Divide and Conquer on the Colville Reservation?

Monday September 17, 2012

By Dina Gilio-Whitaker

September 21 marks the 108th anniversary of the death of one of the most famous Indians in American history, Chief Joseph of the Nez Perce. The date will go by with little notice by America, with the possible exception of the residents of the Colville Indian reservation, where Joseph spent his last days and what remained of his band of people came to live several years after their capture. The saga of Joseph and his people and how they came to live on the Colville reservation is truly one of the most shameful moments in American history, but was unfortunately a story all-too-familiar to many tribes of the Indian wars and Dawes Act era at the close of the 19th century.

In the world of indigenous studies one of the most important research principles is that stories derived from the lived experience are legitimate ways of knowing history, as they help balance out the sanitized historical narratives that typically characterizes patriotism-inducing American history telling. No one grows up on the Colville reservation without hearing their families talk about the impact that the Nez Perce relocation to Colville had on the people who were already there.

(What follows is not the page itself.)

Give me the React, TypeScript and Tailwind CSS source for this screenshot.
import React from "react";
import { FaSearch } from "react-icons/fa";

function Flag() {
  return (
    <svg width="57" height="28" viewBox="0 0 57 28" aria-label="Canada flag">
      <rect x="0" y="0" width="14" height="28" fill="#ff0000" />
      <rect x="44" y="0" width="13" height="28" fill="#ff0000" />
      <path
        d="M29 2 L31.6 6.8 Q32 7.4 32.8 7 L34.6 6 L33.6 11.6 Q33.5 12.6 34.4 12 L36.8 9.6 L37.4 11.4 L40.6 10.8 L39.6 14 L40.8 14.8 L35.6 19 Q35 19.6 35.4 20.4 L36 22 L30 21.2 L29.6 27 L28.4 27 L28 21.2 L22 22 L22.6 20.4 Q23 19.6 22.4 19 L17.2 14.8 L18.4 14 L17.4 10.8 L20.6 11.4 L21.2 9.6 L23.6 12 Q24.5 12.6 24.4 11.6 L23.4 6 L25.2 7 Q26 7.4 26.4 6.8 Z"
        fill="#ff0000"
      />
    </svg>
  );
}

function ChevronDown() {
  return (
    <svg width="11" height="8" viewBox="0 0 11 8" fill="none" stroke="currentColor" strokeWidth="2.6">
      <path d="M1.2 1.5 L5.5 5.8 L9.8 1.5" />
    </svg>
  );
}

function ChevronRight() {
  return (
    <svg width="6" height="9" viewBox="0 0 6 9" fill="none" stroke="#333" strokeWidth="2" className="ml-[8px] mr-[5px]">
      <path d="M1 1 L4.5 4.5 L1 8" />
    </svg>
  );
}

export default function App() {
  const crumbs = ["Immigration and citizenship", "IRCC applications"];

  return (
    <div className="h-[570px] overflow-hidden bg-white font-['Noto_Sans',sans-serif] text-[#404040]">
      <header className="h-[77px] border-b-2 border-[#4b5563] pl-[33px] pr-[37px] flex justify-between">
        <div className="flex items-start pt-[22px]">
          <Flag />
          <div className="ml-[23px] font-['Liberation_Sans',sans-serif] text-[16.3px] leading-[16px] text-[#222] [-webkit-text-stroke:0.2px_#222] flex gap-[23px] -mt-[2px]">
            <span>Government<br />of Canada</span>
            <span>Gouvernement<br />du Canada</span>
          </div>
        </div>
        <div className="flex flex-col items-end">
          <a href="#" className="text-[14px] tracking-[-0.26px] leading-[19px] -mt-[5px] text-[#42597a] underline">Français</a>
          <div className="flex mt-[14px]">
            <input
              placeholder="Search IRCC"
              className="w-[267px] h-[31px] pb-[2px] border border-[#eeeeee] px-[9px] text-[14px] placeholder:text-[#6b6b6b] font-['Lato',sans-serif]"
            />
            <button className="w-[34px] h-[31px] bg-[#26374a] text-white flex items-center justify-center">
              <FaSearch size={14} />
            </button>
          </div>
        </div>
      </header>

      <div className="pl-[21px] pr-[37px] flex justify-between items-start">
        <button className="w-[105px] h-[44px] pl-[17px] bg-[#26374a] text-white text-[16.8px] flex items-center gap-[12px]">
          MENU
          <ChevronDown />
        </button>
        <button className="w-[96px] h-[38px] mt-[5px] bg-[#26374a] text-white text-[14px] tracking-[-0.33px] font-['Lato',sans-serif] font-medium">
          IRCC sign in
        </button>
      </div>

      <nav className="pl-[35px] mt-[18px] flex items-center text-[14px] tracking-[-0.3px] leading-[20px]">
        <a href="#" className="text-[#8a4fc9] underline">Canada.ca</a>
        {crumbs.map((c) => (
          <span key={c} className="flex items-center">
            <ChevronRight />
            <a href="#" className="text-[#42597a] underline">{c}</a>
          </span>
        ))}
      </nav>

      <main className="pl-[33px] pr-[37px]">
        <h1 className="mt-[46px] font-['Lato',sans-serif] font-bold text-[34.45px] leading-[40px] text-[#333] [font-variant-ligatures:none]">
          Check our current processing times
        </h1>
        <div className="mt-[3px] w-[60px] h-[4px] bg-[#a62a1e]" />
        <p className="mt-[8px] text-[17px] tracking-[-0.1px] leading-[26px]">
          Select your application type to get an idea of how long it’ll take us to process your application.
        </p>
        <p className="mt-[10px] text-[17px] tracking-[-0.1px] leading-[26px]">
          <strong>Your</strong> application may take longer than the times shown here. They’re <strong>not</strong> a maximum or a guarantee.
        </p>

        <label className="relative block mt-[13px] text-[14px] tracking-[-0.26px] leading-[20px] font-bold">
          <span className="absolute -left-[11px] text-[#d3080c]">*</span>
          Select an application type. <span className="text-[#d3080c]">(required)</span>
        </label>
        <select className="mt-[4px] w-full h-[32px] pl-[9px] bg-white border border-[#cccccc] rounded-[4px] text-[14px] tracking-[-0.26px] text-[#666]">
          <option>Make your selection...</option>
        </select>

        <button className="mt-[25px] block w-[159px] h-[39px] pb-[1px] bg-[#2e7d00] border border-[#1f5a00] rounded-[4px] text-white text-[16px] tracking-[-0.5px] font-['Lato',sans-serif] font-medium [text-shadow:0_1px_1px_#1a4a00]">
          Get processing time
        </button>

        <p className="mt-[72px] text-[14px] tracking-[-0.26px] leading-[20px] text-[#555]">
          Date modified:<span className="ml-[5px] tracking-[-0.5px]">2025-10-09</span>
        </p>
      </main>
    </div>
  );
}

It caused considerable tension and sometimes even hatred that lingered through multiple generations. For example, my great uncle remembered how in the early days when the Indians were still relying on government rations for their survival, the Nez Perce were charged with the task of handing out the always-insufficient food supplies. This naturally resulted in the Nez Perce families receiving more than others in the interest of not starving, a reality endemic to early reservation life. This is a story you're not likely to read in any history book.

It's hard not to cynically think of it as one way the US government deployed a divide and conquer technique to people they needed control over. It sowed the seeds of division for many years on the reservation, creating just one more wound the people would have to heal from. Chief Joseph's grave sits just downhill from my mother's cousin's house. Despite the sad history of the Colville Nez Perce people, I for one am proud that my Colville ancestors claimed Joseph as one of their own and that his bones lie in our lands.